Based on Age Category:
# Using 'bucketized' from func.py and 'bar_scatter_chart' from plots.py, categorize and display the 'bd' column.
# member_model_df
member_bd_df=pk.bucketized(member_model_df, 'bd', 'age_group', [1, 13, 20, 35, 65])
pk.bar_scatter_chart(member_bd_df, 'age_group','member_model_df')
# city_model_df
city_bd_df=pk.bucketized(city_model_df, 'bd', 'age_group', [1, 13, 20, 35, 65])
pk.bar_scatter_chart(city_bd_df, 'age_group', 'city_model_df')
Both datasets exhibit an unclear category, with the city dataset displaying the highest frequency in this category. Notably, the age group categorized as Adolescents (13-19 years, labeled as Category 2) showcases the highest churn percentage. This group's churn rate lies outside the typical statistical range for age in these datasets.
Based on Gender Category:
# Use the 'bar_scatter_chart' from plots.py to view gender data.
pk.bar_scatter_chart(member_model_df, 'gender')
pk.bar_scatter_chart(city_model_df, 'gender')
Both datasets exhibit an unclear category, with the city dataset displaying the highest frequency in this category. Notably, the male category showcases the highest churn percentage.
# Use the 'bar_scatter_chart' from plots.py to view registration via data.
pk.bar_scatter_chart(member_model_df, 'registered_via')
pk.bar_scatter_chart(city_model_df, 'registered_via')
The most common registration method in the member model dataframe is "9", while in the city model dataframe, it's "7". However, for both dataframes, "registered via 4" shows the highest churn rate. Notably, this churn rate is statistically significant in the member model dataframe.
def generate_charts(model_df: pk.DataFrame, chart_title: str) -> None:
"""
Generate bar scatter and sub_line charts based on the provided DataFrame.
The function generates a bar scatter chart for registration years less than 2017,
and a sub_line chart for registration months within the years 2013-2016.
Args:
model_df (DataFrame): Input DataFrame with 'registration_init_time' column.
chart_title (str): Title of the chart.
Returns:
None
"""
# Extract the year from 'registration_init_time' column
date_df = model_df.withColumn("registration_year", pk.year(pk.col("registration_init_time")))
# Filter data to exclude records from the year 2017 and onwards
date_df_filter = date_df.filter(pk.col("registration_year") < 2017)

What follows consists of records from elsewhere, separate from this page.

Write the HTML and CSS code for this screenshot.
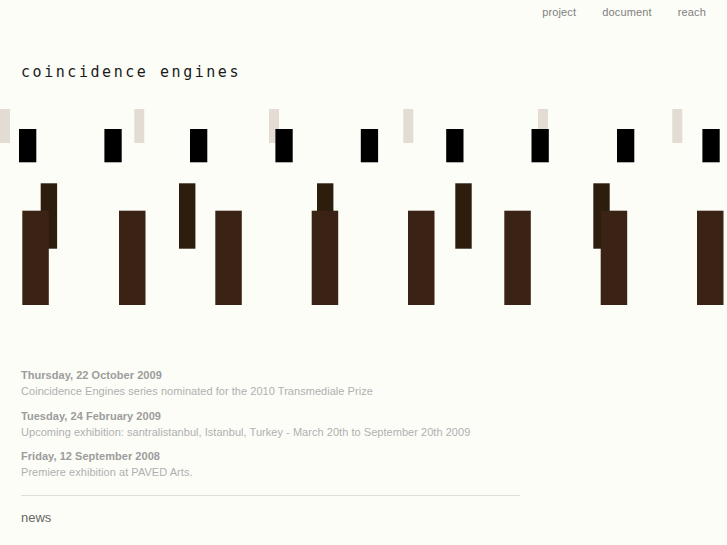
FILE: index.html
```html
<!DOCTYPE html>
<html>
<head>
<meta charset="utf-8">
<link rel="stylesheet" href="styles.css">
</head>
<body>
<nav class="nav">
  <a href="#">project</a>
  <a href="#">document</a>
  <a href="#">reach</a>
</nav>
<h1 class="title">coincidence engines</h1>
<svg class="banner" width="727" height="200" viewBox="0 105 727 200" xmlns="http://www.w3.org/2000/svg">
  <g fill="#e3dcd3">
    <rect x="0" y="109" width="10" height="34"/>
    <rect x="134.3" y="109" width="10" height="34"/>
    <rect x="269" y="109" width="10" height="34"/>
    <rect x="403.3" y="109" width="10" height="34"/>
    <rect x="538" y="109" width="10" height="34"/>
    <rect x="672.3" y="109" width="10" height="34"/>
  </g>
  <g fill="#000">
    <rect x="19" y="129" width="17.3" height="33.3"/>
    <rect x="104.4" y="129" width="17.3" height="33.3"/>
    <rect x="190" y="129" width="17.3" height="33.3"/>
    <rect x="275.4" y="129" width="17.3" height="33.3"/>
    <rect x="360.8" y="129" width="17.3" height="33.3"/>
    <rect x="446.2" y="129" width="17.3" height="33.3"/>
    <rect x="531.5" y="129" width="17.3" height="33.3"/>
    <rect x="617" y="129" width="17.3" height="33.3"/>
    <rect x="702.4" y="129" width="17.3" height="33.3"/>
  </g>
  <g fill="#2c1d0c">
    <rect x="40.7" y="183.3" width="16.4" height="65.4"/>
    <rect x="179" y="183.3" width="16.4" height="65.4"/>
    <rect x="317" y="183.3" width="16.4" height="65.4"/>
    <rect x="455.3" y="183.3" width="16.4" height="65.4"/>
    <rect x="593.3" y="183.3" width="16.4" height="65.4"/>
  </g>
  <g fill="#3a2314">
    <rect x="22.3" y="210.7" width="26.5" height="94.3"/>
    <rect x="119" y="210.7" width="26.5" height="94.3"/>
    <rect x="215.3" y="210.7" width="26.5" height="94.3"/>
    <rect x="311.7" y="210.7" width="26.5" height="94.3"/>
    <rect x="408" y="210.7" width="26.5" height="94.3"/>
    <rect x="504.3" y="210.7" width="26.5" height="94.3"/>
    <rect x="600.7" y="210.7" width="26.5" height="94.3"/>
    <rect x="697" y="210.7" width="26.5" height="94.3"/>
  </g>
</svg>
<section class="news">
  <div class="item">
    <div class="date">Thursday, 22 October 2009</div>
    <div class="text">Coincidence Engines series nominated for the 2010 Transmediale Prize</div>
  </div>
  <div class="item">
    <div class="date">Tuesday, 24 February 2009</div>
    <div class="text">Upcoming exhibition: santralistanbul, Istanbul, Turkey - March 20th to September 20th 2009</div>
  </div>
  <div class="item">
    <div class="date">Friday, 12 September 2008</div>
    <div class="text">Premiere exhibition at PAVED Arts.</div>
  </div>
  <hr class="rule">
  <div class="label">news</div>
</section>
</body>
</html>
```

FILE: styles.css
```css
html, body {
  margin: 0;
  padding: 0;
  background: #fcfdf7;
  height: 100%;
  overflow: hidden;
}
body {
  font-family: "Liberation Sans", Arial, sans-serif;
  width: 727px;
  height: 545px;
}
.nav {
  display: flex;
  justify-content: flex-end;
  gap: 26px;
  padding: 5px 21px 0 0;
  height: 17px;
  font-size: 11px;
  line-height: 14px;
  letter-spacing: 0.15px;
}
.nav a {
  color: #808080;
  text-decoration: none;
}
.title {
  margin: 0;
  padding: 40px 0 0 21px;
  font-family: "DejaVu Sans Mono", monospace;
  font-weight: normal;
  font-size: 15px;
  letter-spacing: 2.55px;
  line-height: 20px;
  color: #1a1a1a;
  height: 43px;
}
.banner {
  display: block;
  margin: 0;
}
.news {
  padding: 62px 0 0 21px;
  width: 500px;
  font-size: 11px;
  line-height: 16px;
  letter-spacing: 0.04px;
}
.item {
  margin-bottom: 8.5px;
}
.date {
  font-weight: bold;
  color: #9c9c9c;
}
.text {
  color: #b0b0b0;
}
.rule {
  border: 0;
  border-top: 1px solid #e0e0da;
  margin: 15px 0 0 0;
  width: 499px;
  height: 0;
}
.label {
  margin-top: 14px;
  font-size: 13px;
  line-height: 16px;
  letter-spacing: 0;
  color: #666;
}
```
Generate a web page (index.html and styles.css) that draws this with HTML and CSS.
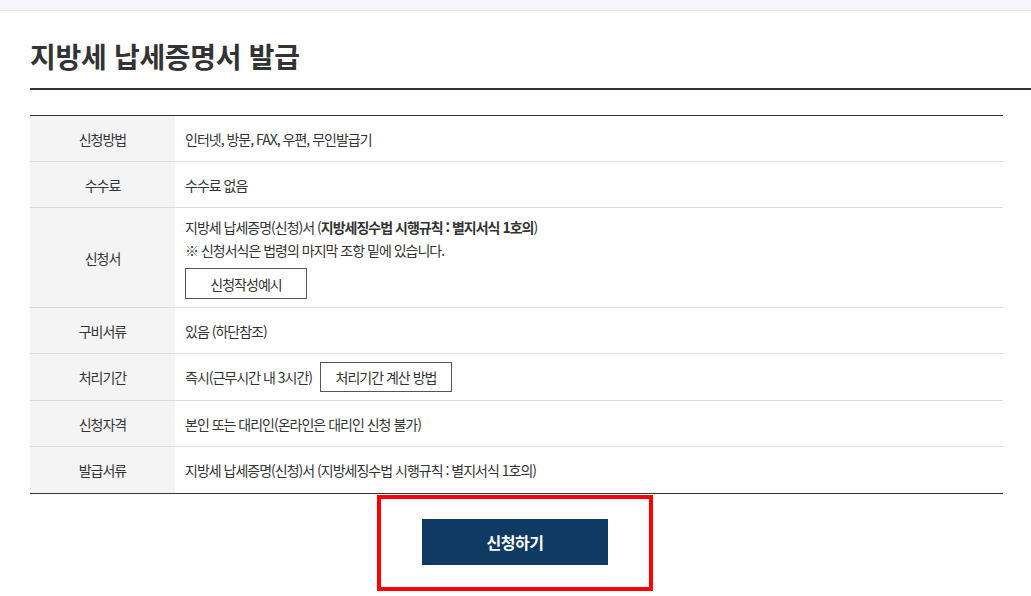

# Generate a bar scatter chart based on registration year
year_chart = pk.bar_scatter_chart(date_df_filter, 'registration_year', chart_title)
# Filter data to only include records from the last 4 years (2013-2016)
last_4_df = date_df.filter((pk.col("registration_year") >= 2013) & (pk.col("registration_year") < 2017))
# Extract month and day from 'registration_init_time'
last_4_df = last_4_df.withColumn("registration_month", pk.month("registration_init_time"))
last_4_df = last_4_df.withColumn("registration_day", pk.dayofmonth("registration_init_time"))
# Generate a sub_line chart based on registration month within the years 2013-2016
month_chart = pk.sub_line(last_4_df, ["registration_year", "registration_month"], [2013, 2014, 2015, 2016])
# member_model_df
generate_charts(member_model_df, "member_model_df")
23/09/28 03:55:24 WARN org.apache.spark.util.Utils: Truncated the string representation of a plan since it was too large. This behavior can be adjusted by setting 'spark.debug.maxToStringFields' in SparkEnv.conf.
# city_model_df
generate_charts(city_model_df, "city_model_df")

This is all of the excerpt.